Pero lo cierto es que tarde o temprano la complejidad nos alcanza, es terca y no se puede esquivar. Para quienes aprendimos con Joan Scott que el género es una categoría social impuesta sobre un cuerpo sexuado, está muy claro que el cuerpo es materialidad, pero en la expresión del sexo y la sexualidad que contiene hay algo inaprensible que conecta de maneras subterráneas con la subjetividad humana. Ese enigma y esa complejidad hacen que el binarismo hombre/mujer resulte insuficiente para explicar las relaciones de género y nuestra humana condición. Porque, como dice la propia Butler: "Habitar un género es vivir una cierta complejidad histórica que se ha hecho posible para las vidas que estamos viviendo ahora".

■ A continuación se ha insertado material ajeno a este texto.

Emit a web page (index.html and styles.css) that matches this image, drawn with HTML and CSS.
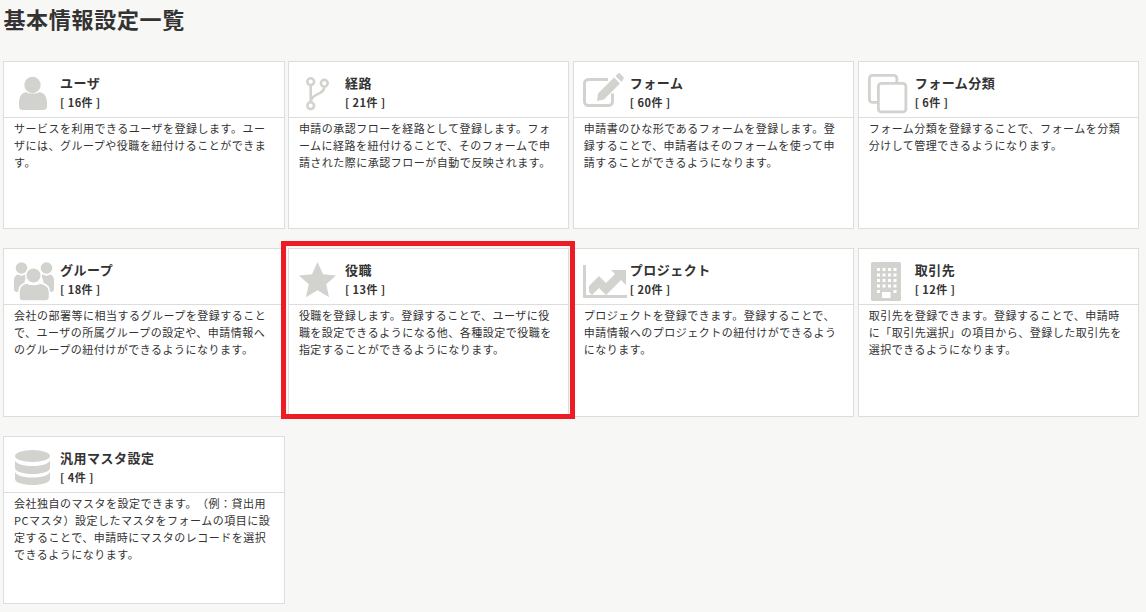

Somos el resultado de la complejidad histórica y el modo en que encaremos nuestra histórica condición y la complejidad que resulta de las tramas que nos traen aquí -y que nos contamos- puede ser respetuoso y trabajar en beneficio de la convivencia o puede, por el contrario, generar y exacerbar relaciones de competencia, rivalidad y desconfianza por parte de quienes parecen tener más interés en victimizarse afirmando sus violencias que en procurar una superación de las injusticias que motivan las que sufrimos todas.

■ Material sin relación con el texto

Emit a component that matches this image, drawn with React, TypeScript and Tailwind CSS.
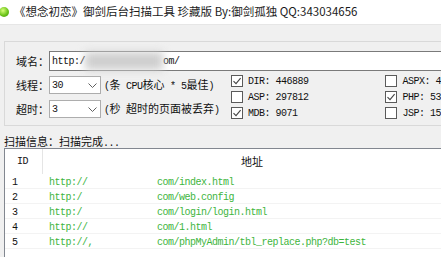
import React from "react";

const CJK = "font-['Noto_Sans_CJK_SC',sans-serif]";

function M({ children }: { children: React.ReactNode }) {
  return <span className="font-['Liberation_Mono',monospace] text-[10px] tracking-[-0.5px]">{children}</span>;
}

function Check({ checked }: { checked: boolean }) {
  return (
    <svg width="12" height="12" viewBox="0 0 12 12" className="shrink-0">
      <rect x="0.5" y="0.5" width="11" height="11" fill="#fff" stroke="#5a5a5a" />
      {checked && <path d="M2.5 6.2 L5 8.7 L9.6 3.2" fill="none" stroke="#444" strokeWidth="1.1" />}
    </svg>
  );
}

function Combo({ value }: { value: string }) {
  return (
    <div className="w-[52px] h-[18px] bg-white border border-[#adadad] flex items-center justify-between pl-[2px] pr-[3px]">
      <M>{value}</M>
      <svg width="9" height="5" viewBox="0 0 9 5">
        <polyline points="0.5,0.5 4.5,4.5 8.5,0.5" fill="none" stroke="#606060" />
      </svg>
    </div>
  );
}

function Opt({ checked, label }: { checked: boolean; label: string }) {
  return (
    <div className="h-[16px] flex items-center gap-[5px] whitespace-nowrap text-[#111]">
      <Check checked={checked} />
      <M>{label}</M>
    </div>
  );
}

const rows = [
  ["1", "http://", "com/index.html"],
  ["2", "http:/", "com/web.config"],
  ["3", "http:/", "com/login/login.html"],
  ["4", "http://", "com/1.html"],
  ["5", "http://,", "com/phpMyAdmin/tbl_replace.php?db=test"],
];

export default function App() {
  return (
    <div className={`w-[441px] h-[257px] overflow-hidden bg-[#f0f0f0] ${CJK} text-[11px] text-[#111]`}>
      {/* title bar */}
      <div className="h-[25px] bg-white border-b border-[#e6e6e6] flex items-center">
        <div className="w-[10px] h-[10px] -ml-[1px] rounded-full bg-[radial-gradient(circle_at_40%_35%,#d8ff7a,#6cc41a_55%,#3f8f0a)]" />
        <span className="ml-[5px] text-[11.5px] text-[#1a1a1a] whitespace-nowrap">
          《想念初恋》御剑后台扫描工具 珍藏版 By:御剑孤独 QQ:343034656
        </span>
      </div>

      {/* settings group */}
      <div className="mt-[16px] ml-[4px] w-[460px] h-[85px] border border-[#d9d9d9] pt-[9px]">
        <div className="flex items-center h-[20px] pl-[11px]">
          <span className="w-[33px]">域名：</span>
          <div className="flex-1 h-[20px] bg-white border border-[#7a7a7a] flex items-center pl-[2px]">
            <M>http:/</M>
            <span className="w-[78px] h-[18px] bg-[#cfcfcf] blur-[4px]" />
            <M>om/</M>
          </div>
        </div>
        <div className="flex mt-[2px]">
          <div className="w-[228px] pt-[3px] flex flex-col gap-[6px]">
            <div className="flex items-center h-[18px] pl-[11px] whitespace-nowrap">
              <span className="w-[33px]">线程：</span>
              <Combo value="30" />
              <span className="ml-[3px]">
                <M>(</M>条<M> CPU</M>核心<M> * 5</M>最佳<M>)</M>
              </span>
            </div>
            <div className="flex items-center h-[18px] pl-[11px] whitespace-nowrap">
              <span className="w-[33px]">超时：</span>
              <Combo value="3" />
              <span className="ml-[3px]">
                <M>(</M>秒<M> </M>超时的页面被丢弃<M>)</M>
              </span>
            </div>
          </div>
          <div className="w-[156px]">
            <Opt checked label="DIR: 446889" />
            <Opt checked={false} label="ASP: 297812" />
            <Opt checked label="MDB: 9071" />
          </div>
          <div>
            <Opt checked={false} label="ASPX: 45321" />
            <Opt checked label="PHP: 53012" />
            <Opt checked={false} label="JSP: 15487" />
          </div>
        </div>
      </div>

      {/* status */}
      <div className="mt-[8px] ml-[4px] h-[14px] leading-[14px]">
        扫描信息：扫描完成<M>...</M>
      </div>

      {/* result list */}
      <div className="ml-[4px] w-[460px] h-[120px] bg-white border border-[#828790]">
        <div className="h-[25px] flex items-center">
          <div className="w-[38px] h-full border-r border-[#e5e5e5] flex items-center pl-[12px]">
            <M>ID</M>
          </div>
          <div className="pl-[198px]">地址</div>
        </div>
        {rows.map(([id, a, b]) => (
          <div key={id} className="h-[15px] flex items-center border-b border-[#f3f3f3] whitespace-nowrap">
            <div className="w-[44px] pl-[7px]">
              <M>{id}</M>
            </div>
            <div className="w-[108px] text-[#3db53d]">
              <M>{a}</M>
            </div>
            <div className="text-[#3db53d]">
              <M>{b}</M>
            </div>
          </div>
        ))}
      </div>
    </div>
  );
}
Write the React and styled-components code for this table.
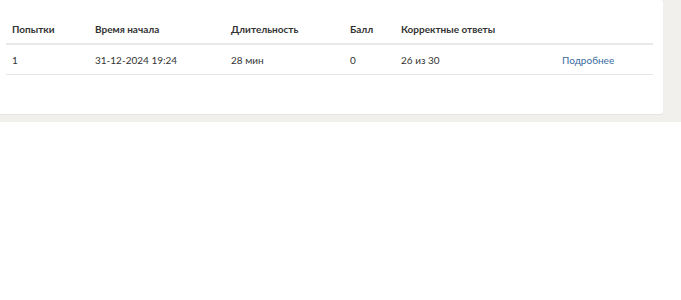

Las nuevas identidades sexuales existen. Sus luchas son legítimas. Quienes defendemos hasta sus últimas consecuencias la noción de autonomía personal, consideramos que nadie jamás debe necesitar que otro ser humano le autorice su existencia, valide su experiencia o apruebe su subjetividad. Quienes, por cuestiones que afectan a las identidades de género, viven vidas problemáticas y se encuentran en situaciones de vulnerabilidad, tiene todo el derecho a emprender su propia lucha por el reconocimiento y el mejoramiento de sus existencias. Hay que cortar la cadena de miedo y de odio que atenaza nuestras sociedades; sustituir el encadenamiento y la servidumbre por vínculos, lazos de reconocimiento mutuo y dependencia. En algún punto debemos encontrar la inspiración y la energía de la que brotará la solidaridad que los desafíos que enfrentamos nos reclaman.
Estos desafíos son colosales porque se ha abierto paso un nuevo tipo de autoritarismo que busca restaurar un orden patriarcal que vertebre el Estado, la religión y la familia en una especie de nuevo régimen que opta abiertamente por la desigualdad y la dominación en lugar de por la igualdad y la convivencia. Un orden que, tomando al género como enemigo, se propone abatir la educación sexual y los libros para jóvenes, los servicios de salud sexual y de género, el derecho al aborto, las luchas de las personas queer, la monoparentalidad y cualquier modelo de familia y parentesco que no se ajuste al canon heteronormativo. Las batallas culturales que ha dado la ultraderecha han distraído la atención de una ciudadanía perdida en el maremágnum de la desinformación y las redes sociales. Lo cuir o lo trans nombran espectros que captan atención e incendian los debates a costa de las vidas de personas reales, con existencias y problemas verdaderos. La retórica antiwoke es parte de un ataque contra la educación y la sanidad pública porque en su nombre se está privando a nuestros jóvenes tanto del acceso a una buena ética sexual (una ética del deseo y del consentimiento) mediante la censura como de atención sanitaria en materia de sexo y de género.
Precisamente, Butler explica en su libro cómo la ofensiva antigénero ha ido de la mano del desmantelamiento de los sistemas de protección social, mínimos en algunos lugares como África, América Latina o determinadas zonas del mundo oriental y algo más sólidos en otros como Europa o el Estados Unidos del Obamacare. Es decir, allí donde se ha desposeído a la ciudadanía de formas de protección existentes o incipientes, allí donde los derechos sociales y económicos se han visto socavados por el éxito arrollador del paradigma neoliberal, especialmente en la última década y media, la defensa de los derechos de las mujeres y LGBTQIA+ se ha tornado cada vez más complicada. En este sentido, el debate sobre las identidades y la diversidad es indistinguible del análisis y la crítica al modelo neoliberal. Como sostiene categórica la propia Butler: "La defensa del género tiene que ir unida a la crítica de la coerción financiera si no queremos que el género quede identificado como uno de sus instrumentos".
No lo debemos permitir. El género es una teoría crítica que se utiliza para explicar el mundo en clave relacional, histórica y cultural y, por supuesto política, porque las relaciones de género no son sino relaciones de poder. El género es una exploración abierta, desprejuiciada y no exenta de paradojas sobre cómo se modula y articula en cada época la diferencia sexual.
Respecto del género, por tanto, la cuestión es cuáles son las expresiones históricas y culturales que adoptan las relaciones de poder que lo atraviesan y cómo afectan a los sujetos que las protagonizan. Lo que la historia a menudo nos enseña es que no lo hacen de forma unívoca sino paradójica. Hoy por hoy, mientras hay quien utiliza el género como un espantajo y le acusa de dar cobertura a todas las amenazas que se ciernen sobre identidades nacionales o sexuales que se sienten en peligro (mujer, nación, raza blanca), feministas como Butler e historiadoras como Scott creen que el género es un espacio privilegiado para debatir la contingencia; una gran paradoja; una oportunidad para seguir trabajando por el cambio y la transformación social. Larga vida al género y a ellas.